I never could have imagined what life would be like without you here. Mistakenly, I was under an impression that I would stop missing you so much. We miss your company, your laugh and even your uniquely distinct sneezes. Losing you changed us all.
Justin, Carter and I talk about you often. It took Carter months to understand that you were not coming home from the hospital. It was so hard to see our sweet boy run to his room to look for you after daycare or suggest we buy your favorite candy from the store. Now that he is a little older, those occasions have slowed down. He still forgets sometimes and suggests we call you or he will randomly tell me how he misses you. I am thankful that he still has memories of you to hold on to.
The three of us are so grateful that we were able to take care of you for those few months. It was the hardest thing that I have ever done. As a result, I complained and cried. I cried with you. At times, I cried for you.
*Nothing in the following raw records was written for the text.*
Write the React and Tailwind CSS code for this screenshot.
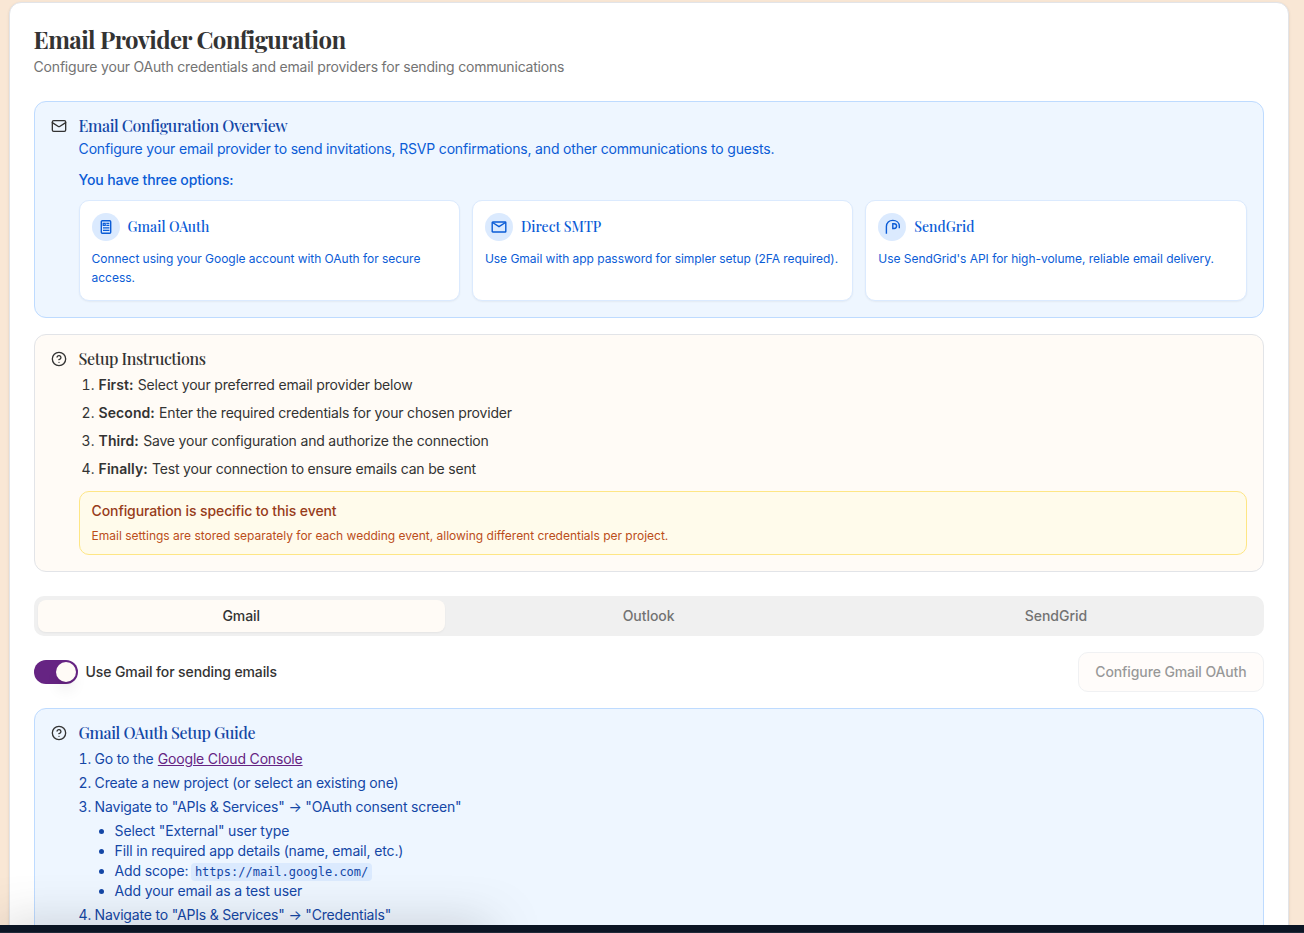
import { Mail, CircleHelp } from "lucide-react";

const serif = "font-['Playfair_Display','Liberation_Serif',serif]";

function DocIcon() {
  return (
    <svg width="16" height="16" viewBox="0 0 16 16" fill="none" stroke="#0b5cd6" strokeWidth="1.4">
      <rect x="3.3" y="1.8" width="9.4" height="12.4" rx="1" />
      <path d="M5.2 4.3h2v2h-2zM8.3 4.3h3M8.3 6.4h3M5 8.8h6.4M5 11.4h6.4" strokeWidth="1.2" />
    </svg>
  );
}

function EnvelopeIcon() {
  return (
    <svg width="16" height="16" viewBox="0 0 16 16" fill="none" stroke="#0b5cd6" strokeWidth="1.4">
      <rect x="1.2" y="3" width="13.6" height="10" rx="0.6" />
      <path d="M1.5 3.5 8 7.6l6.5-4.1" />
    </svg>
  );
}

function GridIcon() {
  return (
    <svg width="16" height="16" viewBox="0 0 16 16" fill="none" stroke="#0b5cd6" strokeWidth="1.4">
      <path d="M2.4 14.8V7.6C2.4 3.6 5.200 1.400 8.800 1.400c3.700 0 6.500 2.200 6.500 5.800v2" />
      <path d="M8.800 4.700h1.400a2.400 2.400 0 0 1 0 4.800H8.800z" strokeWidth="1.400" />
    </svg>
  );
}

function Option({ icon, title, children }) {
  return (
    <div className="h-[101px] rounded-[10px] border border-[#dbeafe] bg-white p-3 shadow-xs">
      <div className="flex items-center gap-2">
        <span className="flex size-7 items-center justify-center rounded-full bg-[#dbeafe]">{icon}</span>
        <h3 className={`${serif} text-[14px] leading-5 font-medium tracking-normal text-[#0b5cd6]`}>{title}</h3>
      </div>
      <p className="mt-2 text-[12px] leading-[19px] tracking-[-0.035px] text-[#0b5cd6]">{children}</p>
    </div>
  );
}

function Step({ n, label, children }) {
  return (
    <li className="flex h-5 items-center">
      <span className="w-5 pl-[3px] tracking-normal tabular-nums">{n}.</span>
      <span><b className="mr-[0.5px] font-semibold tracking-[0.06px]">{label}</b> {children}</span>
    </li>
  );
}

function Guide({ n, children }) {
  return (
    <li className="flex h-5 items-center whitespace-pre"><span className="w-4 tracking-[-0.3px] tabular-nums">{n}.</span><span>{children}</span></li>
  );
}

function Bullet({ children }) {
  return (
    <li className="flex h-5 items-center tracking-[-0.15px]"><span className="mr-[11px] size-[5px] rounded-full bg-[#1447a6]" />{children}</li>
  );
}

export default function App() {
  return (
    <div className="relative flex h-[933px] flex-col overflow-hidden bg-[#f9e7d5] font-['Inter',sans-serif] text-[14px] leading-5 tracking-[-0.18px] text-[#333]">
      <div className="min-h-0 flex-1 overflow-hidden pt-[2px] pr-[15.4px] pl-[8.6px]">
        <main className="h-[1100px] rounded-xl border border-[#e2e4e8] bg-white px-6 pt-6 shadow-sm">
          <h1 className={`${serif} text-[24px] leading-6 font-bold tracking-[-0.6px]`}>Email Provider Configuration</h1>
          <p className="mt-1.5 tracking-[-0.2px] text-[#737373]">Configure your OAuth credentials and email providers for sending communications</p>

          <section className="mt-6 flex h-[217px] gap-3 rounded-xl border border-[#bedbff] bg-[#eef6ff] p-4">
            <Mail size={16} className="shrink-0" />
            <div className="min-w-0 flex-1">
              <h2 className={`${serif} text-[16px] leading-4 font-medium tracking-[-0.4px] text-[#1447a6]`}>Email Configuration Overview</h2>
              <p className="mt-[5px] tracking-[-0.17px] text-[#0b5cd6]">Configure your email provider to send invitations, RSVP confirmations, and other communications to guests.</p>
              <p className="mt-[11px] font-medium tracking-[-0.12px] text-[#0b5cd6]">You have three options:</p>
              <div className="mt-[10px] grid grid-cols-3 gap-3">
                <Option icon={<DocIcon />} title="Gmail OAuth">Connect using your Google account with OAuth for secure access.</Option>
                <Option icon={<EnvelopeIcon />} title="Direct SMTP">Use Gmail with app password for simpler setup (2FA required).</Option>
                <Option icon={<GridIcon />} title="SendGrid">Use SendGrid's API for high-volume, reliable email delivery.</Option>
              </div>
            </div>
          </section>

          <section className="mt-4 flex h-[238px] gap-3 rounded-xl border border-[#e2e4e8] bg-[#fffbf6] p-4">
            <CircleHelp size={16} className="shrink-0" />
            <div className="min-w-0 flex-1">
              <h2 className={`${serif} text-[16px] leading-4 font-medium tracking-[-0.4px]`}>Setup Instructions</h2>
              <ol className="mt-2 flex flex-col gap-2">
                <Step n="1" label="First:">Select your preferred email provider below</Step>
                <Step n="2" label="Second:">Enter the required credentials for your chosen provider</Step>
                <Step n="3" label="Third:">Save your configuration and authorize the connection</Step>
                <Step n="4" label="Finally:">Test your connection to ensure emails can be sent</Step>
              </ol>
              <div className="mt-3 h-16 rounded-[10px] border border-[#fee685] bg-[#fffbeb] px-3 pt-[9px]">
                <p className="font-medium tracking-[-0.1px] text-[#973c1a]">Configuration is specific to this event</p>
                <p className="mt-[5px] text-[12px] tracking-[-0.01px] text-[#bb4d1a]">Email settings are stored separately for each wedding event, allowing different credentials per project.</p>
              </div>
            </div>
          </section>

          <div className="mt-6 grid h-10 grid-cols-3 rounded-[10px] bg-[#f0f0f0] p-1 text-center font-medium tracking-[-0.05px] text-[#737373]">
            <button className="rounded-lg bg-[#fffbf6] text-[#333] shadow-xs">Gmail</button>
            <button>Outlook</button>
            <button>SendGrid</button>
          </div>

          <div className="mt-4 flex h-10 items-center justify-between tracking-[-0.11px]">
            <div className="flex items-center gap-2 font-medium">
              <span className="flex h-6 w-11 items-center justify-end rounded-full bg-[#662483] p-0.5">
                <span className="size-5 rounded-full bg-[#fffbf6] shadow-lg" />
              </span>
              Use Gmail for sending emails
            </div>
            <button className="h-10 rounded-[10px] border border-[#e2e4e8] bg-[#fffbf6] px-4 font-medium opacity-50">Configure Gmail OAuth</button>
          </div>

          <section className="mt-4 flex h-[400px] gap-3 rounded-xl border border-[#bedbff] bg-[#eef6ff] p-4">
            <CircleHelp size={16} className="shrink-0" />
            <div className="text-[#1447a6]">
              <h2 className={`${serif} text-[16px] leading-4 font-medium tracking-[-0.4px]`}>Gmail OAuth Setup Guide</h2>
              <ol className="mt-2 flex flex-col gap-1">
                <Guide n="1">Go to the <a className="ml-[0.5px] text-[#662483] underline">Google Cloud Console</a></Guide>
                <Guide n="2">Create a new project (or select an existing one)</Guide>
                <Guide n="3">Navigate to "APIs &amp; Services" → "OAuth consent screen"</Guide>
                <li>
                  <ul className="pl-5">
                    <Bullet>Select "External" user type</Bullet>
                    <Bullet>Fill in required app details (name, email, etc.)</Bullet>
                    <Bullet>Add scope: <code className="mt-0.5 ml-[2.5px] rounded bg-[#dbeafe] px-1 py-px font-['DejaVu_Sans_Mono',monospace] text-[12px] leading-4 tracking-normal">https://mail.google.com/</code></Bullet>
                    <Bullet>Add your email as a test user</Bullet>
                  </ul>
                </li>
                <Guide n="4">Navigate to "APIs &amp; Services" → "Credentials"</Guide>
              </ol>
            </div>
          </section>
        </main>
      </div>
      <div className="absolute bottom-0 left-0 h-2 w-[490px] shadow-[0_10px_50px_rgba(0,0,0,0.7)]" />
      <footer className="relative h-2 shrink-0 border-b border-[#1e2939] bg-[#0b1524]" />
    </div>
  );
}
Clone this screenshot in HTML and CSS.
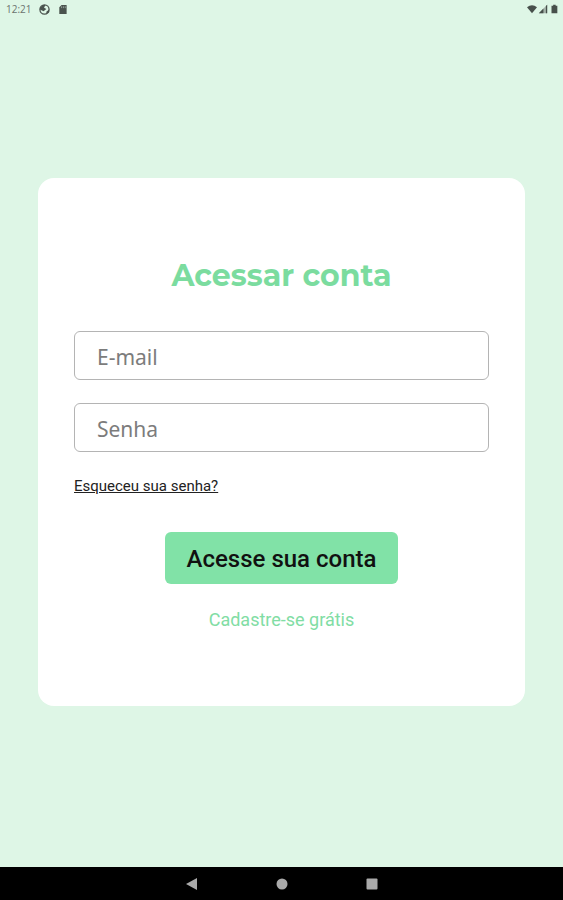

My heart broke watching you cry from the physical pain in your body. What was worse was the pain you felt in your heart, believing that the people you cared about so much did not reciprocate the care, time or generosity you gave them. I am sorry that you ever had to feel that.
There are many people that took you for granted. I realize that I personally took your presence here on Earth for granted. For that, I apologize. You are a part of me that can never be replaced. Your love and support spoke volumes in my life. I could have never guessed that the same love and support would carry over to my husband. I never truly knew how much you meant to him until you were gone. His pain matched mine. Your being here with us solidified a bond between you and him that he will forever cherish.
This is one of the reasons why E. Jean Homestead means so much to us. When we decided that we wanted that name, I was fearful. Fearful that I would fail and not achieve the goals that we set out. I was fearful that my past mistakes would block me from future success. When I get thoughts like this I try to remember all of the conversions you and I had about Justin and I wanting to homestead. I try to remember all of your encouraging words, reminders to pray and demands for perseverance. You have already told me that you are proud of me and that you know we can do it. Consequently, I will never have to wonder. I will keep fighting because you did.
We miss you more than words can ever describe. We hope you have a wonderful birthday in heaven.